>>
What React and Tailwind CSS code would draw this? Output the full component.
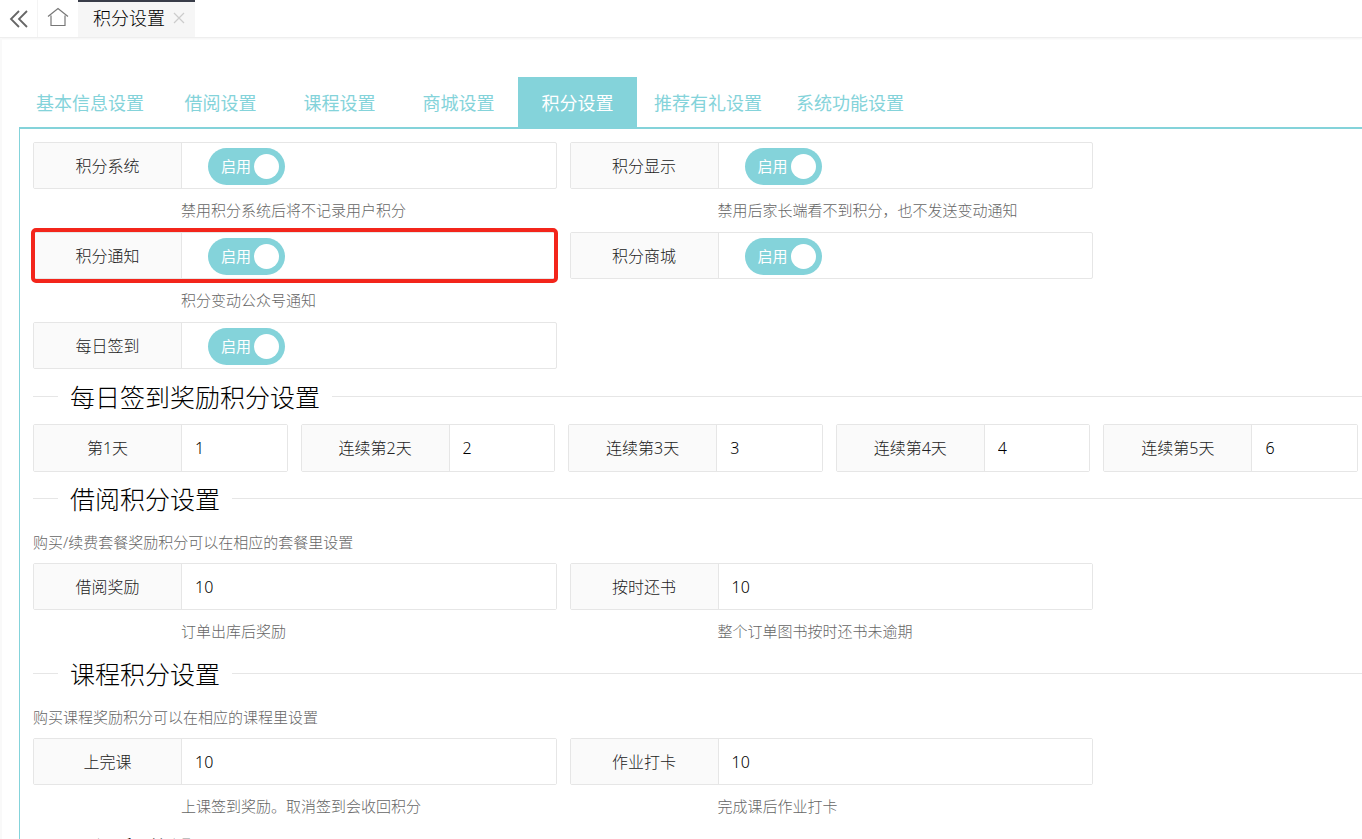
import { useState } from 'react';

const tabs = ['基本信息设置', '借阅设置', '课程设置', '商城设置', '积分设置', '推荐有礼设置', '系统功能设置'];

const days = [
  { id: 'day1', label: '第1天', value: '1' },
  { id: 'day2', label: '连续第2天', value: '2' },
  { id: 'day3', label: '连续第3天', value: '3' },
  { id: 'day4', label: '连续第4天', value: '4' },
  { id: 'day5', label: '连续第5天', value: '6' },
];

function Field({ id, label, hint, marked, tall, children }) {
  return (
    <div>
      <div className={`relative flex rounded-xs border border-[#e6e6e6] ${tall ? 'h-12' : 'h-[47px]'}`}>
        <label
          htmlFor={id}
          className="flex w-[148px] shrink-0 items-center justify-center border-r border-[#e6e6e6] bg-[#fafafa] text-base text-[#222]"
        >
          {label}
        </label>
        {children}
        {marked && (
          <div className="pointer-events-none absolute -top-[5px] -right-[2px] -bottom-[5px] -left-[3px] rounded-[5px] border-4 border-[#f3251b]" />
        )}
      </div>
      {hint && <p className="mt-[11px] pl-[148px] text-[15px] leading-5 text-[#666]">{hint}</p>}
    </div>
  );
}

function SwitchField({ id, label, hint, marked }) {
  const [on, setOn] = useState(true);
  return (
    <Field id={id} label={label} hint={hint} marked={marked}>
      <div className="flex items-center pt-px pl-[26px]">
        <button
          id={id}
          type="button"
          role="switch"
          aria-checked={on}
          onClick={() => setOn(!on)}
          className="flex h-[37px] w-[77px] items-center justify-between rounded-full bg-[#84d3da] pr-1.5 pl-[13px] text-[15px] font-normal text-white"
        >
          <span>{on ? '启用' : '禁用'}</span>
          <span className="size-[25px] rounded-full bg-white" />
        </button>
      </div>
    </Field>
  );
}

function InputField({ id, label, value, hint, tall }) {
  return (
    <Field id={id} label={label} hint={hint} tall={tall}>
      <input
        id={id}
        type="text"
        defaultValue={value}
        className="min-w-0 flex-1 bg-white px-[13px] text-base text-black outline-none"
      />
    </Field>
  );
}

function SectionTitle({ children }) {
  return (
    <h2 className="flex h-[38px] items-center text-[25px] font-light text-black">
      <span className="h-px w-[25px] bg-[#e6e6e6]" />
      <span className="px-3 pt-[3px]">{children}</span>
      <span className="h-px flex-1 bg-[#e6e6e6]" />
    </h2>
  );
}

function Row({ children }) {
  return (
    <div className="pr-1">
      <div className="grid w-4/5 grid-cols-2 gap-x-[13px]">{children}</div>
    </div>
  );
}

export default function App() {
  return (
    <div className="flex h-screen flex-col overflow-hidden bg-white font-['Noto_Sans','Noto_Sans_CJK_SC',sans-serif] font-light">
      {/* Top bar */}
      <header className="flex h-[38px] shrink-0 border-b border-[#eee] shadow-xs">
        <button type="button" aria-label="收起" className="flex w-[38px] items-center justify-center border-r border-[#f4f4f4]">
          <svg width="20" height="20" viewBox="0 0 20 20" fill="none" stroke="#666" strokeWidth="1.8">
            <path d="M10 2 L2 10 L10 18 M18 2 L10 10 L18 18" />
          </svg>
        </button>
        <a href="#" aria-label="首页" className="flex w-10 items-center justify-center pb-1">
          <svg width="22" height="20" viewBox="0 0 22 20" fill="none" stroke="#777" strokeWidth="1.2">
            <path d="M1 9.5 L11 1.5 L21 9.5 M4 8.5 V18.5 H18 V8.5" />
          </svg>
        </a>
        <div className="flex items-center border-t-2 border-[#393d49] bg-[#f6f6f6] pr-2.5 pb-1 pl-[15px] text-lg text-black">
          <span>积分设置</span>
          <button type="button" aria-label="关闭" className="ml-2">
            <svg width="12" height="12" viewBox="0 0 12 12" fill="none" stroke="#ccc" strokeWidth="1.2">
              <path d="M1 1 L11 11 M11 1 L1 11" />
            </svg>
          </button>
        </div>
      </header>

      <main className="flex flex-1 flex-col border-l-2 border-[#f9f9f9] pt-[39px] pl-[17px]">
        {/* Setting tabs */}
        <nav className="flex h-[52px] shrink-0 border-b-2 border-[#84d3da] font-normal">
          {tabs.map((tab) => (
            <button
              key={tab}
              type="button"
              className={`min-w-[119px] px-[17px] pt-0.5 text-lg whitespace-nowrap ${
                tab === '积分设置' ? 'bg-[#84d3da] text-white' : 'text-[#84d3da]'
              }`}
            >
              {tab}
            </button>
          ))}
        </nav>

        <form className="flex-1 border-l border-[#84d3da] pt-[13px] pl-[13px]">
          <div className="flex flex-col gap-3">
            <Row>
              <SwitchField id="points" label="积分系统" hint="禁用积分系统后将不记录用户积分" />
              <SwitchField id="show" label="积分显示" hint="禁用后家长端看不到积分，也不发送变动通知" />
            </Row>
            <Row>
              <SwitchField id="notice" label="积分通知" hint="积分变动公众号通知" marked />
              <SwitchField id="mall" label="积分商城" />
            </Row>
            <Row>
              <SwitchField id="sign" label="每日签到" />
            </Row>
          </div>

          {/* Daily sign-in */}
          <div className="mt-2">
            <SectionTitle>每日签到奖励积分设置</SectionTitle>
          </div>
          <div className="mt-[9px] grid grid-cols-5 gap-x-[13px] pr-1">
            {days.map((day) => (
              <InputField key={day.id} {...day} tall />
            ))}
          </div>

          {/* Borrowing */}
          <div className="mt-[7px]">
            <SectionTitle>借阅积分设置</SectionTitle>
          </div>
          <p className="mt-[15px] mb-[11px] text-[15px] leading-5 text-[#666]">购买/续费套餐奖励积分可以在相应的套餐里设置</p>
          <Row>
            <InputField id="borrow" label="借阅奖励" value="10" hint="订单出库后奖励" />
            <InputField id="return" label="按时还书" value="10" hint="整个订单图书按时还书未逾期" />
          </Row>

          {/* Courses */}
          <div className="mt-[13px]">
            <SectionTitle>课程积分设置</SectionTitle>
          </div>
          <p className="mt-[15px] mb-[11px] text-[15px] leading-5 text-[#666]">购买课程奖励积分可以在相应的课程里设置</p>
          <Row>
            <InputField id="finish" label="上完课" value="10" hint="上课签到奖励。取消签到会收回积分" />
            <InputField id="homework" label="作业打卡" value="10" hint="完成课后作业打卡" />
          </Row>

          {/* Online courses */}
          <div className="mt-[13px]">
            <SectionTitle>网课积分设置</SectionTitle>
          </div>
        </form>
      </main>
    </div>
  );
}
<<
Write out the listing above again, exactly, but with no pictures in the copy.

Response for this exercise.
What React and Tailwind CSS code would draw this? Output the full component.
import { useState } from 'react';

const tabs = ['基本信息设置', '借阅设置', '课程设置', '商城设置', '积分设置', '推荐有礼设置', '系统功能设置'];

const days = [
  { id: 'day1', label: '第1天', value: '1' },
  { id: 'day2', label: '连续第2天', value: '2' },
  { id: 'day3', label: '连续第3天', value: '3' },
  { id: 'day4', label: '连续第4天', value: '4' },
  { id: 'day5', label: '连续第5天', value: '6' },
];

function Field({ id, label, hint, marked, tall, children }) {
  return (
    <div>
      <div className={`relative flex rounded-xs border border-[#e6e6e6] ${tall ? 'h-12' : 'h-[47px]'}`}>
        <label
          htmlFor={id}
          className="flex w-[148px] shrink-0 items-center justify-center border-r border-[#e6e6e6] bg-[#fafafa] text-base text-[#222]"
        >
          {label}
        </label>
        {children}
        {marked && (
          <div className="pointer-events-none absolute -top-[5px] -right-[2px] -bottom-[5px] -left-[3px] rounded-[5px] border-4 border-[#f3251b]" />
        )}
      </div>
      {hint && <p className="mt-[11px] pl-[148px] text-[15px] leading-5 text-[#666]">{hint}</p>}
    </div>
  );
}

function SwitchField({ id, label, hint, marked }) {
  const [on, setOn] = useState(true);
  return (
    <Field id={id} label={label} hint={hint} marked={marked}>
      <div className="flex items-center pt-px pl-[26px]">
        <button
          id={id}
          type="button"
          role="switch"
          aria-checked={on}
          onClick={() => setOn(!on)}
          className="flex h-[37px] w-[77px] items-center justify-between rounded-full bg-[#84d3da] pr-1.5 pl-[13px] text-[15px] font-normal text-white"
        >
          <span>{on ? '启用' : '禁用'}</span>
          <span className="size-[25px] rounded-full bg-white" />
        </button>
      </div>
    </Field>
  );
}

function InputField({ id, label, value, hint, tall }) {
  return (
    <Field id={id} label={label} hint={hint} tall={tall}>
      <input
        id={id}
        type="text"
        defaultValue={value}
        className="min-w-0 flex-1 bg-white px-[13px] text-base text-black outline-none"
      />
    </Field>
  );
}

function SectionTitle({ children }) {
  return (
    <h2 className="flex h-[38px] items-center text-[25px] font-light text-black">
      <span className="h-px w-[25px] bg-[#e6e6e6]" />
      <span className="px-3 pt-[3px]">{children}</span>
      <span className="h-px flex-1 bg-[#e6e6e6]" />
    </h2>
  );
}

function Row({ children }) {
  return (
    <div className="pr-1">
      <div className="grid w-4/5 grid-cols-2 gap-x-[13px]">{children}</div>
    </div>
  );
}

export default function App() {
  return (
    <div className="flex h-screen flex-col overflow-hidden bg-white font-['Noto_Sans','Noto_Sans_CJK_SC',sans-serif] font-light">
      {/* Top bar */}
      <header className="flex h-[38px] shrink-0 border-b border-[#eee] shadow-xs">
        <button type="button" aria-label="收起" className="flex w-[38px] items-center justify-center border-r border-[#f4f4f4]">
          <svg width="20" height="20" viewBox="0 0 20 20" fill="none" stroke="#666" strokeWidth="1.8">
            <path d="M10 2 L2 10 L10 18 M18 2 L10 10 L18 18" />
          </svg>
        </button>
        <a href="#" aria-label="首页" className="flex w-10 items-center justify-center pb-1">
          <svg width="22" height="20" viewBox="0 0 22 20" fill="none" stroke="#777" strokeWidth="1.2">
            <path d="M1 9.5 L11 1.5 L21 9.5 M4 8.5 V18.5 H18 V8.5" />
          </svg>
        </a>
        <div className="flex items-center border-t-2 border-[#393d49] bg-[#f6f6f6] pr-2.5 pb-1 pl-[15px] text-lg text-black">
          <span>积分设置</span>
          <button type="button" aria-label="关闭" className="ml-2">
            <svg width="12" height="12" viewBox="0 0 12 12" fill="none" stroke="#ccc" strokeWidth="1.2">
              <path d="M1 1 L11 11 M11 1 L1 11" />
            </svg>
          </button>
        </div>
      </header>

      <main className="flex flex-1 flex-col border-l-2 border-[#f9f9f9] pt-[39px] pl-[17px]">
        {/* Setting tabs */}
        <nav className="flex h-[52px] shrink-0 border-b-2 border-[#84d3da] font-normal">
          {tabs.map((tab) => (
            <button
              key={tab}
              type="button"
              className={`min-w-[119px] px-[17px] pt-0.5 text-lg whitespace-nowrap ${
                tab === '积分设置' ? 'bg-[#84d3da] text-white' : 'text-[#84d3da]'
              }`}
            >
              {tab}
            </button>
          ))}
        </nav>

        <form className="flex-1 border-l border-[#84d3da] pt-[13px] pl-[13px]">
          <div className="flex flex-col gap-3">
            <Row>
              <SwitchField id="points" label="积分系统" hint="禁用积分系统后将不记录用户积分" />
              <SwitchField id="show" label="积分显示" hint="禁用后家长端看不到积分，也不发送变动通知" />
            </Row>
            <Row>
              <SwitchField id="notice" label="积分通知" hint="积分变动公众号通知" marked />
              <SwitchField id="mall" label="积分商城" />
            </Row>
            <Row>
              <SwitchField id="sign" label="每日签到" />
            </Row>
          </div>

          {/* Daily sign-in */}
          <div className="mt-2">
            <SectionTitle>每日签到奖励积分设置</SectionTitle>
          </div>
          <div className="mt-[9px] grid grid-cols-5 gap-x-[13px] pr-1">
            {days.map((day) => (
              <InputField key={day.id} {...day} tall />
            ))}
          </div>

          {/* Borrowing */}
          <div className="mt-[7px]">
            <SectionTitle>借阅积分设置</SectionTitle>
          </div>
          <p className="mt-[15px] mb-[11px] text-[15px] leading-5 text-[#666]">购买/续费套餐奖励积分可以在相应的套餐里设置</p>
          <Row>
            <InputField id="borrow" label="借阅奖励" value="10" hint="订单出库后奖励" />
            <InputField id="return" label="按时还书" value="10" hint="整个订单图书按时还书未逾期" />
          </Row>

          {/* Courses */}
          <div className="mt-[13px]">
            <SectionTitle>课程积分设置</SectionTitle>
          </div>
          <p className="mt-[15px] mb-[11px] text-[15px] leading-5 text-[#666]">购买课程奖励积分可以在相应的课程里设置</p>
          <Row>
            <InputField id="finish" label="上完课" value="10" hint="上课签到奖励。取消签到会收回积分" />
            <InputField id="homework" label="作业打卡" value="10" hint="完成课后作业打卡" />
          </Row>

          {/* Online courses */}
          <div className="mt-[13px]">
            <SectionTitle>网课积分设置</SectionTitle>
          </div>
        </form>
      </main>
    </div>
  );
}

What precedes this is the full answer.